* **Your instructions**: In your copy, include every line of the listing below exactly but none of the pictures.

* **Data section**:

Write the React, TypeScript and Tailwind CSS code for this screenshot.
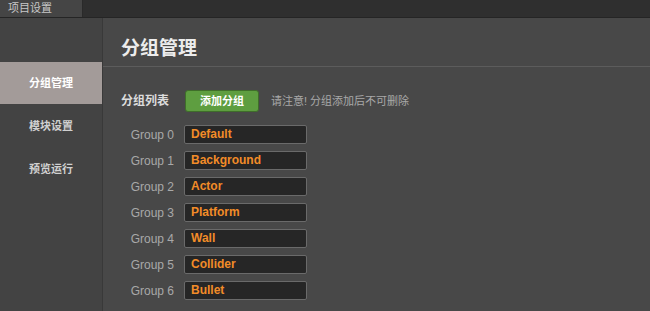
const groups = ['Default', 'Background', 'Actor', 'Platform', 'Wall', 'Collider', 'Bullet']

const navItems = ['分组管理', '模块设置', '预览运行']

const font = { fontFamily: '"Liberation Sans", "Noto Sans CJK SC", sans-serif' }

export default function App() {
  return (
    <div className="w-[650px] h-[311px] overflow-hidden flex flex-col bg-[#484848]" style={font}>
      {/* tab bar */}
      <div className="h-[18px] flex shrink-0 bg-[#2f2f2f] border-b border-[#252525]">
        <div className="w-[83px] bg-[#454545] border-r border-[#2a2a2a] text-[11px] leading-[17px] text-[#c8c8c8] pl-[8px]">
          项目设置
        </div>
      </div>

      <div className="flex flex-1 min-h-0">
        {/* sidebar */}
        <div className="w-[103px] shrink-0 bg-[#434343] border-r border-[#393939] pt-[44px]">
          {navItems.map((item, i) => (
            <div
              key={item}
              className={
                i === 0
                  ? 'h-[42px] flex items-center justify-center text-[11px] font-bold text-white bg-[#a39b99]'
                  : 'h-[43px] pt-[2px] flex items-center justify-center text-[11px] font-bold text-[#d0d0d0]'
              }
            >
              {item}
            </div>
          ))}
        </div>

        {/* main */}
        <div className="flex-1 flex flex-col">
          <div className="h-[49px] border-b border-[#5c5c5c] flex items-end pb-[8px] pl-[18px]">
            <h1 className="text-[19px] font-bold text-[#ececec] leading-none">分组管理</h1>
          </div>

          <div className="pl-[18px] pt-[23px]">
            <div className="flex items-center">
              <span className="shrink-0 text-[12px] font-bold text-[#dcdcdc] w-[64px]">分组列表</span>
              <button className="shrink-0 w-[74px] h-[22px] rounded-[3px] bg-[#5e9e40] border border-[#3f6e2a] text-[11px] font-bold text-white">
                添加分组
              </button>
              <span className="shrink-0 ml-[12px] text-[11px] text-[#a8a8a8]">请注意! 分组添加后不可删除</span>
            </div>

            <div className="mt-[13px] flex flex-col gap-[7px]">
              {groups.map((g, i) => (
                <div key={g} className="flex items-center">
                  <span className="shrink-0 w-[63px] text-right pr-[10px] text-[12px] text-[#a9a9a9]">Group {i}</span>
                  <div className="shrink-0 w-[123px] h-[19px] rounded-[2px] bg-[#262626] border border-[#6a6a6a] pl-[6px] text-[12px] font-bold leading-[17px] text-[#f28c28]">
                    {g}
                  </div>
                </div>
              ))}
            </div>
          </div>
        </div>
      </div>
    </div>
  )
}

* **Written response**:
Write the React, TypeScript and Tailwind CSS code for this screenshot.
const groups = ['Default', 'Background', 'Actor', 'Platform', 'Wall', 'Collider', 'Bullet']

const navItems = ['分组管理', '模块设置', '预览运行']

const font = { fontFamily: '"Liberation Sans", "Noto Sans CJK SC", sans-serif' }

export default function App() {
  return (
    <div className="w-[650px] h-[311px] overflow-hidden flex flex-col bg-[#484848]" style={font}>
      {/* tab bar */}
      <div className="h-[18px] flex shrink-0 bg-[#2f2f2f] border-b border-[#252525]">
        <div className="w-[83px] bg-[#454545] border-r border-[#2a2a2a] text-[11px] leading-[17px] text-[#c8c8c8] pl-[8px]">
          项目设置
        </div>
      </div>

      <div className="flex flex-1 min-h-0">
        {/* sidebar */}
        <div className="w-[103px] shrink-0 bg-[#434343] border-r border-[#393939] pt-[44px]">
          {navItems.map((item, i) => (
            <div
              key={item}
              className={
                i === 0
                  ? 'h-[42px] flex items-center justify-center text-[11px] font-bold text-white bg-[#a39b99]'
                  : 'h-[43px] pt-[2px] flex items-center justify-center text-[11px] font-bold text-[#d0d0d0]'
              }
            >
              {item}
            </div>
          ))}
        </div>

        {/* main */}
        <div className="flex-1 flex flex-col">
          <div className="h-[49px] border-b border-[#5c5c5c] flex items-end pb-[8px] pl-[18px]">
            <h1 className="text-[19px] font-bold text-[#ececec] leading-none">分组管理</h1>
          </div>

          <div className="pl-[18px] pt-[23px]">
            <div className="flex items-center">
              <span className="shrink-0 text-[12px] font-bold text-[#dcdcdc] w-[64px]">分组列表</span>
              <button className="shrink-0 w-[74px] h-[22px] rounded-[3px] bg-[#5e9e40] border border-[#3f6e2a] text-[11px] font-bold text-white">
                添加分组
              </button>
              <span className="shrink-0 ml-[12px] text-[11px] text-[#a8a8a8]">请注意! 分组添加后不可删除</span>
            </div>

            <div className="mt-[13px] flex flex-col gap-[7px]">
              {groups.map((g, i) => (
                <div key={g} className="flex items-center">
                  <span className="shrink-0 w-[63px] text-right pr-[10px] text-[12px] text-[#a9a9a9]">Group {i}</span>
                  <div className="shrink-0 w-[123px] h-[19px] rounded-[2px] bg-[#262626] border border-[#6a6a6a] pl-[6px] text-[12px] font-bold leading-[17px] text-[#f28c28]">
                    {g}
                  </div>
                </div>
              ))}
            </div>
          </div>
        </div>
      </div>
    </div>
  )
}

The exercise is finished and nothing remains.